Discover how companies in France can adapt SAP systems for e-invoicing and e-reporting compliance through PA/PDP integration, SAP DRC, and automated reporting workflows.
France is currently launching one of the most comprehensive tax digitization initiatives in Europe. This reform goes beyond simple invoice exchange by redefining how transactional data is shared, verified, and monitored by the government. For any organization active in the French market, this shift is no longer just a minor accounting concern. It fundamentally impacts ERP structures, integration methods, and daily compliance tasks.
Many firms still rely on fragmented workflows, manual checks, or isolated reporting tools. However, these traditional methods carry significant risk under the new mandate. The reform alters the entire landscape of invoicing and reporting, particularly for SAP users, where data flows through various systems and connections.
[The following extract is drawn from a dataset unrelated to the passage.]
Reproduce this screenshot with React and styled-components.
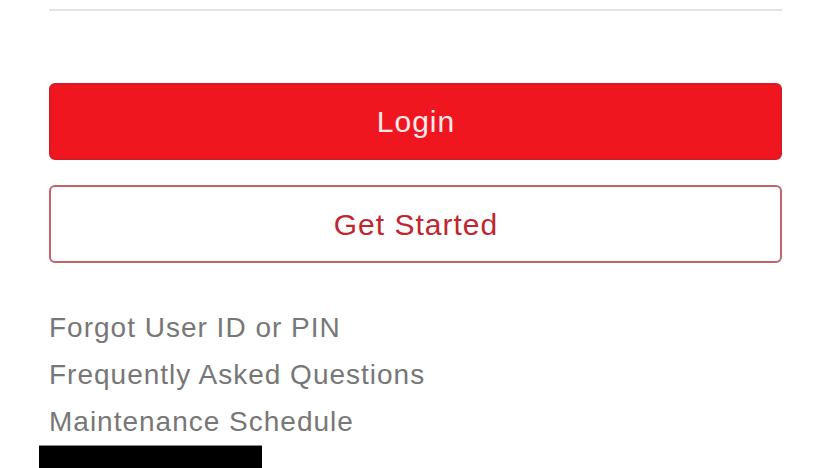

The real hurdle is not just creating a digital file. Instead, companies must now manage structured reporting and establish secure connections with a PA (Plateforme Agréée) / PDP (Plateforme de Dématérialisation Partenaire) to meet much tighter delivery schedules. Achieving compliance requires deep integration at the system level to replace manual intervention. Because of these factors, integrating SAP e-reporting in France has evolved into a major strategic initiative instead of a simple technical fix.
Prepare your SAP landscape for the French e-invoicing reform
Overview of the French E-Invoicing and E-Reporting Reform
The French government pushed this reform forward to modernize VAT reporting and gain a clearer view of business transactions. Officials are looking for faster data access, fewer reporting errors, and a much tighter grip on the tax collection process as a whole.
At the heart of the move is DGFiP, the French tax authority. They are responsible for setting the compliance rules and managing the entire reporting landscape.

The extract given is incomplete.